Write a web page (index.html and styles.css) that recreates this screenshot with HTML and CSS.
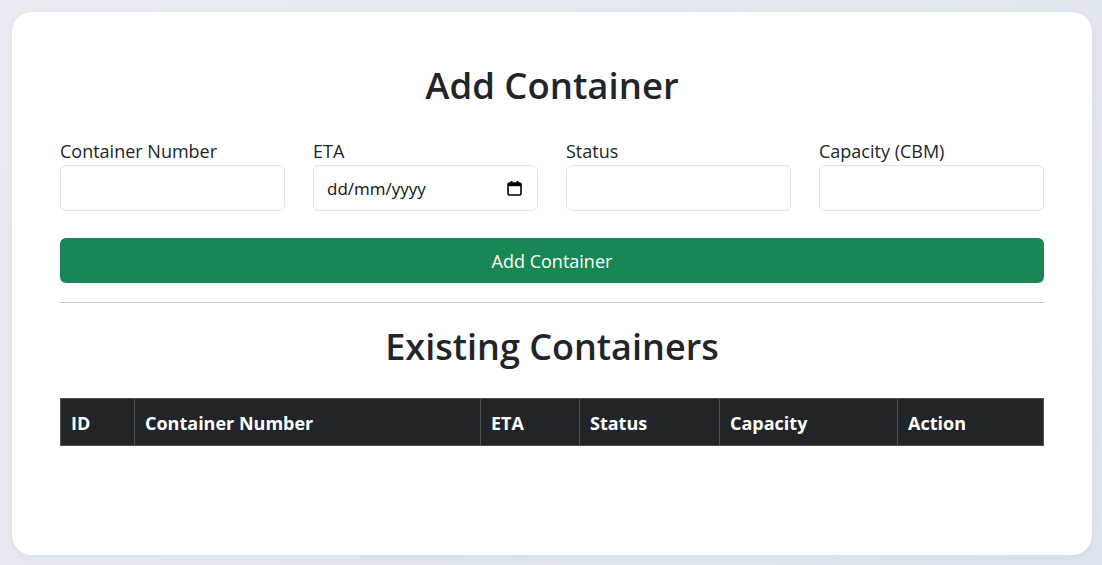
FILE: index.html
```html
<!DOCTYPE html>
<html lang="en-GB">
<head>
<meta charset="utf-8">
<title>Containers</title>
<link rel="stylesheet" href="styles.css">
</head>
<body>
  <main class="card">
    <h1 class="title">Add Container</h1>
    <form class="form">
      <div class="fields">
        <label class="field">
          <span class="field-label">Container Number</span>
          <input class="input" type="text">
        </label>
        <label class="field">
          <span class="field-label">ETA</span>
          <span class="date-wrap">
            <input class="input input-date" type="text" placeholder="dd/mm/yyyy">
            <svg class="cal-icon" width="15" height="16" viewBox="0 0 15 16" aria-hidden="true">
              <rect x="1" y="3" width="13" height="12" rx="1.5" fill="none" stroke="#000" stroke-width="1.6"/>
              <rect x="1" y="3" width="13" height="3.2" fill="#000"/>
              <rect x="3.6" y="1" width="1.8" height="3" fill="#000"/>
              <rect x="9.6" y="1" width="1.8" height="3" fill="#000"/>
            </svg>
          </span>
        </label>
        <label class="field">
          <span class="field-label">Status</span>
          <input class="input" type="text">
        </label>
        <label class="field">
          <span class="field-label">Capacity (CBM)</span>
          <input class="input" type="text">
        </label>
      </div>
      <button class="btn" type="button">Add Container</button>
    </form>
    <hr class="divider">
    <h2 class="subtitle">Existing Containers</h2>
    <table class="table">
      <thead>
        <tr>
          <th class="col-id">ID</th>
          <th class="col-num">Container Number</th>
          <th class="col-eta">ETA</th>
          <th class="col-status">Status</th>
          <th class="col-cap">Capacity</th>
          <th class="col-act">Action</th>
        </tr>
      </thead>
      <tbody></tbody>
    </table>
  </main>
</body>
</html>
```

FILE: styles.css
```css
* { box-sizing: border-box; }

html, body { height: 100%; }

body {
  margin: 0;
  padding: 12px 10px 10px 12px;
  background: linear-gradient(135deg, #e9edf3 0%, #dfe5ee 100%);
  font-family: "Open Sans", "Noto Sans", sans-serif;
  color: #212529;
}

.card {
  background: #fff;
  border-radius: 20px;
  height: 543px;
  padding: 48px 48px;
  box-shadow: 0 2px 10px rgba(30, 40, 70, 0.06);
}

.title {
  margin: 3px 0 0;
  text-align: center;
  font-size: 36.5px;
  font-weight: 600;
  line-height: 44px;
}

.form { margin-top: 32px; }

.fields {
  display: grid;
  grid-template-columns: repeat(4, minmax(0, 1fr));
  gap: 28px;
}

.field { display: flex; flex-direction: column; min-width: 0; }

.field-label {
  font-size: 18px;
  line-height: 24px;
  margin-bottom: 2px;
}

.input {
  width: 100%;
  height: 46px;
  border: 1px solid #dee2e6;
  border-radius: 6px;
  padding: 6px 12px;
  font-family: inherit;
  font-size: 18px;
  color: #212529;
  background: #fff;
}

.date-wrap { position: relative; display: block; }

.input-date { font-size: 17px; padding-left: 13px; }

.input-date::placeholder { color: #111; opacity: 1; }

.cal-icon {
  position: absolute;
  right: 16px;
  top: 15px;
  pointer-events: none;
}

.btn {
  display: block;
  width: 100%;
  height: 45px;
  margin-top: 27px;
  border: 0;
  border-radius: 6px;
  background: #198754;
  color: #fff;
  font-family: inherit;
  font-size: 18px;
}

.divider {
  margin: 19px 0 0;
  border: 0;
  border-top: 1px solid #c8c8c8;
}

.subtitle {
  margin: 22px 0 0;
  text-align: center;
  font-size: 36px;
  font-weight: 600;
  line-height: 43px;
}

.table {
  width: 100%;
  margin-top: 30px;
  border-collapse: collapse;
}

.table th {
  height: 47px;
  padding: 1px 10px 0;
  background: #212529;
  color: #fff;
  text-align: left;
  font-size: 18px;
  font-weight: 700;
  border: 1px solid #4d5154;
}

.col-id { width: 74px; }
.col-num { width: 346px; }
.col-eta { width: 99px; }
.col-status { width: 140px; }
.col-cap { width: 178px; }
```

· · · · · · ·

REQUEST: Copy the listing exactly. Any image in it stays out of the copy.

SOLVED PROBLEM:
Write a web page (index.html and styles.css) that recreates this screenshot with HTML and CSS.
FILE: index.html
```html
<!DOCTYPE html>
<html lang="en-GB">
<head>
<meta charset="utf-8">
<title>Containers</title>
<link rel="stylesheet" href="styles.css">
</head>
<body>
  <main class="card">
    <h1 class="title">Add Container</h1>
    <form class="form">
      <div class="fields">
        <label class="field">
          <span class="field-label">Container Number</span>
          <input class="input" type="text">
        </label>
        <label class="field">
          <span class="field-label">ETA</span>
          <span class="date-wrap">
            <input class="input input-date" type="text" placeholder="dd/mm/yyyy">
            <svg class="cal-icon" width="15" height="16" viewBox="0 0 15 16" aria-hidden="true">
              <rect x="1" y="3" width="13" height="12" rx="1.5" fill="none" stroke="#000" stroke-width="1.6"/>
              <rect x="1" y="3" width="13" height="3.2" fill="#000"/>
              <rect x="3.6" y="1" width="1.8" height="3" fill="#000"/>
              <rect x="9.6" y="1" width="1.8" height="3" fill="#000"/>
            </svg>
          </span>
        </label>
        <label class="field">
          <span class="field-label">Status</span>
          <input class="input" type="text">
        </label>
        <label class="field">
          <span class="field-label">Capacity (CBM)</span>
          <input class="input" type="text">
        </label>
      </div>
      <button class="btn" type="button">Add Container</button>
    </form>
    <hr class="divider">
    <h2 class="subtitle">Existing Containers</h2>
    <table class="table">
      <thead>
        <tr>
          <th class="col-id">ID</th>
          <th class="col-num">Container Number</th>
          <th class="col-eta">ETA</th>
          <th class="col-status">Status</th>
          <th class="col-cap">Capacity</th>
          <th class="col-act">Action</th>
        </tr>
      </thead>
      <tbody></tbody>
    </table>
  </main>
</body>
</html>
```

FILE: styles.css
```css
* { box-sizing: border-box; }

html, body { height: 100%; }

body {
  margin: 0;
  padding: 12px 10px 10px 12px;
  background: linear-gradient(135deg, #e9edf3 0%, #dfe5ee 100%);
  font-family: "Open Sans", "Noto Sans", sans-serif;
  color: #212529;
}

.card {
  background: #fff;
  border-radius: 20px;
  height: 543px;
  padding: 48px 48px;
  box-shadow: 0 2px 10px rgba(30, 40, 70, 0.06);
}

.title {
  margin: 3px 0 0;
  text-align: center;
  font-size: 36.5px;
  font-weight: 600;
  line-height: 44px;
}

.form { margin-top: 32px; }

.fields {
  display: grid;
  grid-template-columns: repeat(4, minmax(0, 1fr));
  gap: 28px;
}

.field { display: flex; flex-direction: column; min-width: 0; }

.field-label {
  font-size: 18px;
  line-height: 24px;
  margin-bottom: 2px;
}

.input {
  width: 100%;
  height: 46px;
  border: 1px solid #dee2e6;
  border-radius: 6px;
  padding: 6px 12px;
  font-family: inherit;
  font-size: 18px;
  color: #212529;
  background: #fff;
}

.date-wrap { position: relative; display: block; }

.input-date { font-size: 17px; padding-left: 13px; }

.input-date::placeholder { color: #111; opacity: 1; }

.cal-icon {
  position: absolute;
  right: 16px;
  top: 15px;
  pointer-events: none;
}

.btn {
  display: block;
  width: 100%;
  height: 45px;
  margin-top: 27px;
  border: 0;
  border-radius: 6px;
  background: #198754;
  color: #fff;
  font-family: inherit;
  font-size: 18px;
}

.divider {
  margin: 19px 0 0;
  border: 0;
  border-top: 1px solid #c8c8c8;
}

.subtitle {
  margin: 22px 0 0;
  text-align: center;
  font-size: 36px;
  font-weight: 600;
  line-height: 43px;
}

.table {
  width: 100%;
  margin-top: 30px;
  border-collapse: collapse;
}

.table th {
  height: 47px;
  padding: 1px 10px 0;
  background: #212529;
  color: #fff;
  text-align: left;
  font-size: 18px;
  font-weight: 700;
  border: 1px solid #4d5154;
}

.col-id { width: 74px; }
.col-num { width: 346px; }
.col-eta { width: 99px; }
.col-status { width: 140px; }
.col-cap { width: 178px; }
```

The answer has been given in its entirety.